La mer là-bas, la mer, toujours plus loin, toujours plus près. Enfin, c’est elle, l’Adriatique verte. O flot tragique. […] Des voiles latines vont contre le vent. J’épouse la querelle de Rome contre les Barbares. Je revendique cette mer pour la grande Rome, avec elle et contre eux. Flot tragique, et surtout d’avoir laissé derrière soi la dernière capitale, morte, invisible et muette. Une frange d’écume ourle les vagues glauques. Un long nuage noir coupe le ciel par le travers, du nord au sud. Je suis tenté par la négation. Un rire amer me prend, qui moque l’espoir de toute la terre. Un rire contre leur vaine antiquité, et même contre Rome. Où donc est-elle plus qu’ici enfoncée jusqu’aux cheveux ? En tous leurs triomphes, ils n’oublient que la fin. Ici donc, ont fini les consuls, les légions, le Sénat, les Augustes. Ils ont reculé devant le roi de la cendre et l’empereur de la poussière : une éminente dignité, s’il en fut, et qui brave les révolutions. Une ville vue de haut, un empire, tout un monde, qu’est-ce après tout ? Ce n’est qu’un homme, un rien, un peu de fièvre, le souffle d’une ombre, une mousse sur un pan de décombres. On est toujours assez haut, sur le bord désert de la mer. N’ont-ils pas cru noyer la mort, aussi, en la faisant chrétienne ? La mer, la pleine eau de l’oubli, son règne est bien à l’horizon de Ravenne. L’écume meurt sur le sable hagard ; les serpents endormis des algues roulent paresseusement de la grève à la vague.
Mais je ne ferai pas séjour dans la pensée qui nie. Le plus vaste et le plus désolé des espaces, même aux portes de Ravenne, et sur le seuil visible de la mort, ce n’est pas pour me livrer au flot que je retrouve la mer. Sublime, elle n’est pas sans espoir. Car l’heure, non plus que l’action, ne s’arrête pas. Voici que l’ombre se charge d’écarlate : la mer attend le soleil ; et pour le moment prescrit, infaillible, le soleil viendra. » André Suarès (in Voyage du Condottière, p. 166)

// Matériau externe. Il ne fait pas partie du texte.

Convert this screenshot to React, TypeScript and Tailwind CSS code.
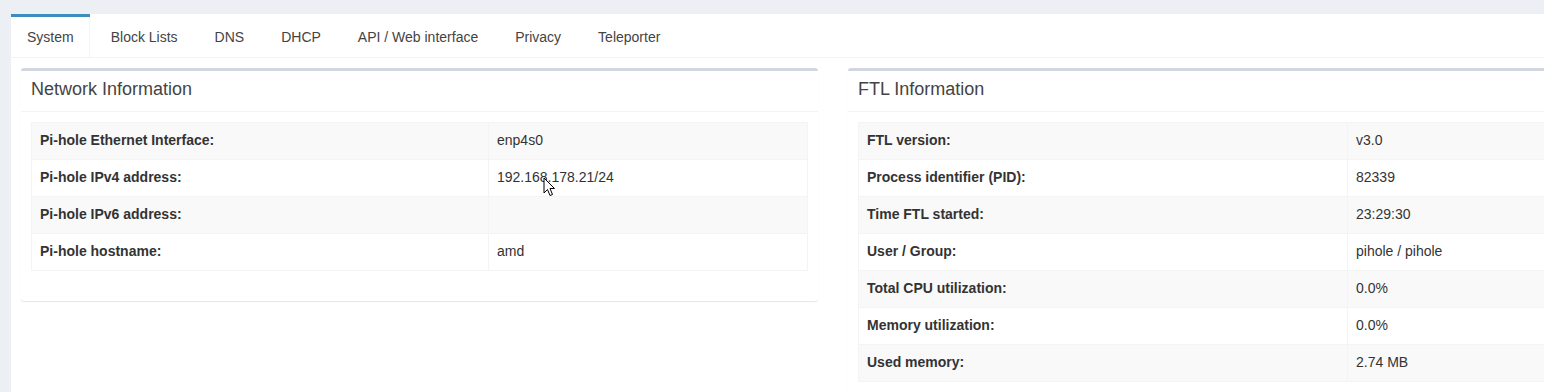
type Row = { label: string; value: string }

const tabs = ["System", "Block Lists", "DNS", "DHCP", "API / Web interface", "Privacy", "Teleporter"]

const network: Row[] = [
  { label: "Pi-hole Ethernet Interface:", value: "enp4s0" },
  { label: "Pi-hole IPv4 address:", value: "192.168.178.21/24" },
  { label: "Pi-hole IPv6 address:", value: "" },
  { label: "Pi-hole hostname:", value: "amd" },
]

const ftl: Row[] = [
  { label: "FTL version:", value: "v3.0" },
  { label: "Process identifier (PID):", value: "82339" },
  { label: "Time FTL started:", value: "23:29:30" },
  { label: "User / Group:", value: "pihole / pihole" },
  { label: "Total CPU utilization:", value: "0.0%" },
  { label: "Memory utilization:", value: "0.0%" },
  { label: "Used memory:", value: "2.74 MB" },
]

const InfoBox = ({ title, rows, labelWidth }: { title: string; rows: Row[]; labelWidth: string }) => {
  return (
    <div className="w-[797px] shrink-0 self-start rounded-[3px] border-t-[3px] border-[#d2d6de] bg-white shadow-[0_1px_1px_rgba(0,0,0,0.1)]">
      <div className="border-b border-[#f4f4f4] px-[10px] pb-[12px] pt-[8px]">
        <h3 className="text-[18px] leading-5 text-[#444]">{title}</h3>
      </div>
      <div className="p-[10px]">
        <table className="mb-5 w-full border-collapse border border-[#f4f4f4] text-[14px] leading-5 text-[#333]">
          <tbody>
            {rows.map((row, i) => (
              <tr key={row.label} className={i % 2 === 0 ? "bg-[#f9f9f9]" : "bg-white"}>
                <th className={`${labelWidth} border border-[#f4f4f4] px-2 pb-[9px] pt-[7px] text-left font-bold`}>
                  {row.label}
                </th>
                <td className="h-[37px] border border-[#f4f4f4] px-2 pb-[9px] pt-[7px]">{row.value}</td>
              </tr>
            ))}
          </tbody>
        </table>
      </div>
    </div>
  )
}

export default function App() {
  return (
    <div className="relative h-[392px] overflow-hidden bg-[#ecf0f5] pl-[11px] pt-[14px] font-['Liberation_Sans',Arial,sans-serif]">
      <div className="min-h-[400px] w-[1655px] bg-white">
        <ul className="flex border-b border-[#f4f4f4]">
          {tabs.map((tab, i) => (
            <li
              key={tab}
              className={
                i === 0
                  ? "-mb-px mr-[5px] border-t-[3px] border-[#3c8dbc]"
                  : "mr-[5px] border-t-[3px] border-transparent"
              }
            >
              <a
                className={
                  i === 0
                    ? "block border-l border-r border-l-transparent border-r-[#f4f4f4] bg-white px-[15px] py-[10px] text-[14px] leading-5 text-[#444]"
                    : "block border-x border-transparent px-[15px] py-[10px] text-[14px] leading-5 text-[#444]"
                }
              >
                {tab}
              </a>
            </li>
          ))}
        </ul>
        <div className="flex gap-[30px] p-[10px]">
          <InfoBox title="Network Information" rows={network} labelWidth="w-[457px]" />
          <InfoBox title="FTL Information" rows={ftl} labelWidth="w-[489px]" />
        </div>
      </div>
      {/* mouse cursor */}
      <svg className="absolute left-[543px] top-[177px]" width="13" height="20" viewBox="0 0 13 20">
        <path
          d="M1 1 L1 16 L4.5 12.5 L7 18.5 L9.5 17.5 L7 11.5 L11.5 11.5 Z"
          fill="#fff"
          stroke="#000"
          strokeWidth="1"
          strokeLinejoin="round"
        />
      </svg>
    </div>
  )
}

« […] Toute la main des branches, en son duvet d’aiguilles innombrables, s’offre en miroir au firmament. Et quand l’heure du soir s’avance, le ciel est sur le dos de ces mains vertes ; et par-dessous, la paume voûtée retient le feu du soleil rouge. » André Suarès (in Voyage du Condottière, p. 168)

« […] Le soleil me tient par la nuque ; il me mord au cou, comme le lion d’Assyrie enfonce ses crocs dans la nuque du roi. Je n’ai pas mangé depuis trente heures. La lumière nourrit. » André Suarès (in Voyage du Condottière, p. 176)

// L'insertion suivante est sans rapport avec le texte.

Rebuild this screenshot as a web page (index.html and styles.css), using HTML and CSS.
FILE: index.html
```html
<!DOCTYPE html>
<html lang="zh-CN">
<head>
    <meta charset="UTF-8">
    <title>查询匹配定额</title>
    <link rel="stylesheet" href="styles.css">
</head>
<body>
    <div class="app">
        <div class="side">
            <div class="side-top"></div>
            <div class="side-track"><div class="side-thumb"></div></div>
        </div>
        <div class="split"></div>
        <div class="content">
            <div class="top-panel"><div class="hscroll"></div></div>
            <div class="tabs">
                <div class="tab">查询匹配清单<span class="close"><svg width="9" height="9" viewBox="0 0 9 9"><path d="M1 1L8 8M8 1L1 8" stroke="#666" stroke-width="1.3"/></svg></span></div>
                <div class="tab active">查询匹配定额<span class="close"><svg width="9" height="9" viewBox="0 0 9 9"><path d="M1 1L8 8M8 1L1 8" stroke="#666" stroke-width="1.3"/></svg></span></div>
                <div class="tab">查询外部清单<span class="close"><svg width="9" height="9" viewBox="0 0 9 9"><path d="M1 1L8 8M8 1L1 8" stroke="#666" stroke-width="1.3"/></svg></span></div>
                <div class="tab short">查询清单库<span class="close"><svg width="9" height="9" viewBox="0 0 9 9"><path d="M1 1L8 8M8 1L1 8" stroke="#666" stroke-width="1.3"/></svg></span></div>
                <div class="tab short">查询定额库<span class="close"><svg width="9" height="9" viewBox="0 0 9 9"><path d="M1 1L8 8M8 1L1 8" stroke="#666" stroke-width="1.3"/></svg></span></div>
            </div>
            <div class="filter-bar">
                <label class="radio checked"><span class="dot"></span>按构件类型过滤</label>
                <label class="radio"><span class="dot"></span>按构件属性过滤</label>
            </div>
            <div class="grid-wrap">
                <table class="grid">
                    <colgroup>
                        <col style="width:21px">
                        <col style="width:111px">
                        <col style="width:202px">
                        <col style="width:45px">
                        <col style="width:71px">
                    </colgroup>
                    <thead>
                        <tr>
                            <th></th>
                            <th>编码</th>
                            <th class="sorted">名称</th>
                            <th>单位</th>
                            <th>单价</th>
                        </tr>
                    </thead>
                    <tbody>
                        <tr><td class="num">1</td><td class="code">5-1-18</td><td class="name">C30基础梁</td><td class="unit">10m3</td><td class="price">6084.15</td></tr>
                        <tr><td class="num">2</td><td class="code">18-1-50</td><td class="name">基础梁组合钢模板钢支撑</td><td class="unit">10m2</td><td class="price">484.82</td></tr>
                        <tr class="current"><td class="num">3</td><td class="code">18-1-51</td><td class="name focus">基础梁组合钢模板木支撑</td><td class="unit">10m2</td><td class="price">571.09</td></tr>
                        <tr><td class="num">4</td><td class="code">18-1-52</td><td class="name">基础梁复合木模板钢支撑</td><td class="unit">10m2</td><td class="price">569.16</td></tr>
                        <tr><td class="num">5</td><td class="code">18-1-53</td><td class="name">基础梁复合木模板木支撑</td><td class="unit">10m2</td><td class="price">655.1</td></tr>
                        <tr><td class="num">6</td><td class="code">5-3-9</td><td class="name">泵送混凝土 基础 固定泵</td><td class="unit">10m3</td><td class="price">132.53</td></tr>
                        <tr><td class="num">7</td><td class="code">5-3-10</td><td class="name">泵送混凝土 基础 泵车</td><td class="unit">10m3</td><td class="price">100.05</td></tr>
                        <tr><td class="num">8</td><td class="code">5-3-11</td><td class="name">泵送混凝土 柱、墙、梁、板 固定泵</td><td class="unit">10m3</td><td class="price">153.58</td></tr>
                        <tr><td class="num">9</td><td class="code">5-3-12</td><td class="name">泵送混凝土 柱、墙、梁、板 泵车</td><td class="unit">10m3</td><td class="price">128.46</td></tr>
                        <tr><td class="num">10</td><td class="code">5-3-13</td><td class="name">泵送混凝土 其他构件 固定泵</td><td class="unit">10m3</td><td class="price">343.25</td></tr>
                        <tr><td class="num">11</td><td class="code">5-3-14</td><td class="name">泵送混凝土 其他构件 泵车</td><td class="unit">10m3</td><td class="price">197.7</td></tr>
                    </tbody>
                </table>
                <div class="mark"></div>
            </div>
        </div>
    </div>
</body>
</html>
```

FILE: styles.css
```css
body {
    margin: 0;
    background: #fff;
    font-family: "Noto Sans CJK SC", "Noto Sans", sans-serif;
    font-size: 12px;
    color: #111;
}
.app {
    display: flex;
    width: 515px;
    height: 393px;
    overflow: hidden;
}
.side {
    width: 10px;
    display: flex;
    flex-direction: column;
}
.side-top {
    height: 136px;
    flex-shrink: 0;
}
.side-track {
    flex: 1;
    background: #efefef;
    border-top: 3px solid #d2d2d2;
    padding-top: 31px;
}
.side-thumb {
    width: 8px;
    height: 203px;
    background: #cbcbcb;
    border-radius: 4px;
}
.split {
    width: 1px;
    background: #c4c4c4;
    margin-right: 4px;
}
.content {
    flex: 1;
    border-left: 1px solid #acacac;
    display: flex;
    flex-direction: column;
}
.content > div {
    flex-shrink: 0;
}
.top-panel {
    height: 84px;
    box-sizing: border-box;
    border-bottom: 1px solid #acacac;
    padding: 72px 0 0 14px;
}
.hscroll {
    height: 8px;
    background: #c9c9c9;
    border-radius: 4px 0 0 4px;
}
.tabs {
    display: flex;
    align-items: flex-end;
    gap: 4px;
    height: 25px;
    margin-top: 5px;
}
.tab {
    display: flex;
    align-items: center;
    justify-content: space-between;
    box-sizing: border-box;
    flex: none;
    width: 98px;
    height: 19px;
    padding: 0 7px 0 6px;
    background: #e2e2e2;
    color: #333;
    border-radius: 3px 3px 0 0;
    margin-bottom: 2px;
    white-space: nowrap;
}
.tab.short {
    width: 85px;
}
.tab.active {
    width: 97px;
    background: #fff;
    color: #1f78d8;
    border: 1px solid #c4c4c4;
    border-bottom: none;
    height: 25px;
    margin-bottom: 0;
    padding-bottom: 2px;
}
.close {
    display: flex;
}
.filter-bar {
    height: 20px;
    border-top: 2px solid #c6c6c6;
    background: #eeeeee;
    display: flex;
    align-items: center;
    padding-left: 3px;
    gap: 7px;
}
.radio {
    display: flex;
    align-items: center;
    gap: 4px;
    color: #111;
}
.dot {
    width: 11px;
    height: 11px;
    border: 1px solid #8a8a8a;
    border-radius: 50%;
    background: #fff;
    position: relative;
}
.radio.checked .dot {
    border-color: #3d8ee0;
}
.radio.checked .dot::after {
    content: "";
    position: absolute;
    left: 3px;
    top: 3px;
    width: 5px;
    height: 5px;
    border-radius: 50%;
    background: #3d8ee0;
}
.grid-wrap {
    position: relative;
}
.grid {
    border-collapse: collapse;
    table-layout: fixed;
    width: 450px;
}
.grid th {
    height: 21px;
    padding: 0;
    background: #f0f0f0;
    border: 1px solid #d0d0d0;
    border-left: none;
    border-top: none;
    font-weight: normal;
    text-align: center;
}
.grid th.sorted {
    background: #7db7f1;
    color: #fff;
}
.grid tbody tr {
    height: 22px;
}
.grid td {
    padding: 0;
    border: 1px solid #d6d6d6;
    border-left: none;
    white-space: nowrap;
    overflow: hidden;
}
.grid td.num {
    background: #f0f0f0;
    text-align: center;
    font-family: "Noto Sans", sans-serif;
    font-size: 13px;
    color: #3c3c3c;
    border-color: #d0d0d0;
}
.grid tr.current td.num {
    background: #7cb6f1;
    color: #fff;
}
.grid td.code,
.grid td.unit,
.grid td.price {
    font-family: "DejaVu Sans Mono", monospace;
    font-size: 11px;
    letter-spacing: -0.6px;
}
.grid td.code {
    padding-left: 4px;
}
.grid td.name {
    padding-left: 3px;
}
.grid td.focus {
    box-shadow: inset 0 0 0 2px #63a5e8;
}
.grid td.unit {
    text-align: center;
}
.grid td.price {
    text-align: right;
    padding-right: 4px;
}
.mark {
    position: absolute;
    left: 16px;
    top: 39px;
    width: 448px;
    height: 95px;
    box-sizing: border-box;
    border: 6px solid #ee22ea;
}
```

« […] Cependant, le vieux Carme, épanouissant son tranquille sourire, me confie que le nouveau maître de l’Italie rend les cloîtres aux moines et les moines aux antiques demeures de la religion. […] Soudain, ses yeux s’éteignent. Une sorte de cendre se répand sur son regard et sur son front. Il baisse un peu la tête ; il serre la clef entre ses doigts et ramène sa large manche jusque sur ses ongles. On dirait d’une eau qui se retire. Il n’est plus là : il a rejoint le lieu réel de la présence. » André Suarès (in Voyage du Condottière, p. 306-307)

« […] On n’aime vraiment rien où l’on se donne l’air de tout aimer. » André Suarès (in Voyage du Condottière, p. 334)

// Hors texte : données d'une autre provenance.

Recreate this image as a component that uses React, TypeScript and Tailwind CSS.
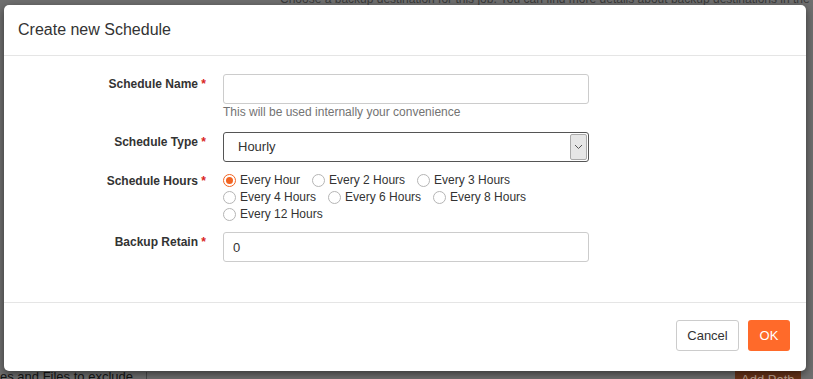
import { useState } from "react";

// "Create new Schedule" modal over a dimmed settings page.
const HOURS = [
  "Every Hour",
  "Every 2 Hours",
  "Every 3 Hours",
  "Every 4 Hours",
  "Every 6 Hours",
  "Every 8 Hours",
  "Every 12 Hours",
];

function Label({ text }: { text: string }) {
  return (
    <label className="w-[202px] shrink-0 pt-[1px] text-right text-[12px] font-bold text-[#333]">
      {text} <span className="text-[#d9251d]">*</span>
    </label>
  );
}

export default function App() {
  const [hours, setHours] = useState("Every Hour");

  return (
    <div
      className="relative h-[379px] w-[813px] overflow-hidden bg-[#6f6f6f]"
      style={{ fontFamily: '"Liberation Sans", Arial, sans-serif' }}
    >
      {/* page behind the backdrop */}
      <div className="absolute left-[280px] top-[-10px] whitespace-nowrap text-[12px] text-[#3a3a3a]">
        Choose a backup destination for this job. You can find more details about backup destinations in the following link
      </div>
      <div className="absolute left-0 top-[367px] whitespace-nowrap text-[13px] text-[#141414]">
        es and Files to exclude
      </div>
      <div className="absolute left-[146px] top-[372px] h-[10px] w-px bg-[#4a4a4a]" />
      <div className="absolute left-[735px] top-[371px] h-[12px] w-[66px] bg-[#6a3419] pl-[6px] pt-[2px] text-[13px] leading-[13px] text-[#bfa393]">
        Add Path
      </div>

      {/* modal */}
      <div className="absolute left-[4px] top-[5px] flex h-[366px] w-[802px] flex-col rounded-[5px] bg-white shadow-[0_3px_9px_rgba(0,0,0,0.5)]">
        <div className="flex h-[51px] items-center border-b border-[#e5e5e5] px-[14px]">
          <h4 className="text-[16px] text-[#333]">Create new Schedule</h4>
        </div>

        <div className="flex flex-1 flex-col pt-[18px]">
          <div className="flex gap-[17px]">
            <Label text="Schedule Name" />
            <div className="w-[366px]">
              <input className="h-[30px] w-full rounded-[3px] border border-[#ccc] px-[10px] text-[13px] outline-none" />
              <p className="mt-[1px] text-[12px] leading-[14px] text-[#737373]">
                This will be used internally your convenience
              </p>
            </div>
          </div>

          <div className="mt-[13px] flex gap-[17px]">
            <Label text="Schedule Type" />
            <div className="flex h-[30px] w-[366px] items-center rounded-[3px] border border-[#555] pl-[14px] text-[13px] text-[#333]">
              <span className="flex-1">Hourly</span>
              <span className="mr-px flex h-[26px] w-[17px] items-center justify-center rounded-[2px] border border-[#aaa] bg-[#e6e6e6]">
                <svg width="9" height="6" viewBox="0 0 9 6" fill="none">
                  <path d="M1 1l3.5 3.5L8 1" stroke="#555" strokeWidth="1" />
                </svg>
              </span>
            </div>
          </div>

          <div className="mt-[9px] flex gap-[17px]">
            <Label text="Schedule Hours" />
            <div className="flex w-[366px] flex-wrap gap-x-[12px] pt-px text-[12px] leading-[17px] text-[#333]">
              {HOURS.map((h) => (
                <button
                  key={h}
                  onClick={() => setHours(h)}
                  className="flex items-center gap-[4px]"
                >
                  <span
                    className={
                      h === hours
                        ? "flex h-[13px] w-[13px] items-center justify-center rounded-full border border-[#f26422] bg-white"
                        : "h-[13px] w-[13px] rounded-full border border-[#b5b5b5] bg-white"
                    }
                  >
                    {h === hours && (
                      <span className="h-[7px] w-[7px] rounded-full bg-[#f26422]" />
                    )}
                  </span>
                  {h}
                </button>
              ))}
            </div>
          </div>

          <div className="mt-[9px] flex gap-[17px]">
            <Label text="Backup Retain" />
            <input
              defaultValue="0"
              className="h-[30px] w-[366px] rounded-[3px] border border-[#ccc] px-[9px] text-[13px] text-[#333] outline-none"
            />
          </div>
        </div>

        <div className="flex h-[69px] items-start justify-end gap-[9px] border-t border-[#e5e5e5] pr-[16px] pt-[17px]">
          <button className="h-[31px] w-[63px] rounded-[3px] border border-[#ccc] bg-white text-[13px] text-[#333]">
            Cancel
          </button>
          <button className="h-[31px] w-[42px] rounded-[3px] bg-[#ff6a2a] text-[13px] text-white">
            OK
          </button>
        </div>
      </div>
    </div>
  );
}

« […] La mystique est la quatrième dimension : que sont les hommes qui ne se soucient pas de Dieu ? et que savent-ils de l’Amour ? » André Suarès (in Voyage du Condottière, p. 378)

« […] Quel est le péché des hommes ? Qu’ils aiment et qu’ils vivent. Ainsi ils donnent l’aliment à la mort. Pureté des enfants, où es-tu, illusion ? innocence ? Ils ignorent l’amour et la mort. Ils sont la vie encore éphémère, l’herbe fraîche qui n’a pas senti la faux. Heureux l’enfant mort dans les bras et les baisers de sa mère, avant d’avoir grandi. » André Suarès (in Voyage du Condottière, p. 381)

« […] “Ne vous livrez pas à la tentation du néant, dernier refuge du feu sans aliment et de ceux que rien ne rassasie. Ami plein de beauté, ne t’égare pas. O triste saint celui qui se lance à la poursuite d’un plus beau que lui-même. Cruelle sainteté sans paradis, celle qui n’exige et ne conquiert rien qu’elle ne dédaigne. Il n’est pas de mort pour une âme toute vivante. Si tu meurs, c’est que tu ne veux pas assez vivre : tu n’es plus assez fort pour créer la vie. Tu ne succombes qu’à toi-même. Vous n’entendez pas comme il faut la voix de François (Saint François d’Assise). Son conseil n’est pas glacé ni de tout perdre : son renoncement ne sort pas de l’inerte Asie ni du Thibet. François fait à la mort un accueil d’amant, parce qu’il n’y croit pas : elle n’est que le manteau d’hiver de la vie : il l’en dépouillera dans la suprême étreinte, quand elle le serrera sur elle, pour embrasser à jamais, dans sa divine nudité, la vie éternelle.” » André Suarès (in Voyage du Condottière, p. 383)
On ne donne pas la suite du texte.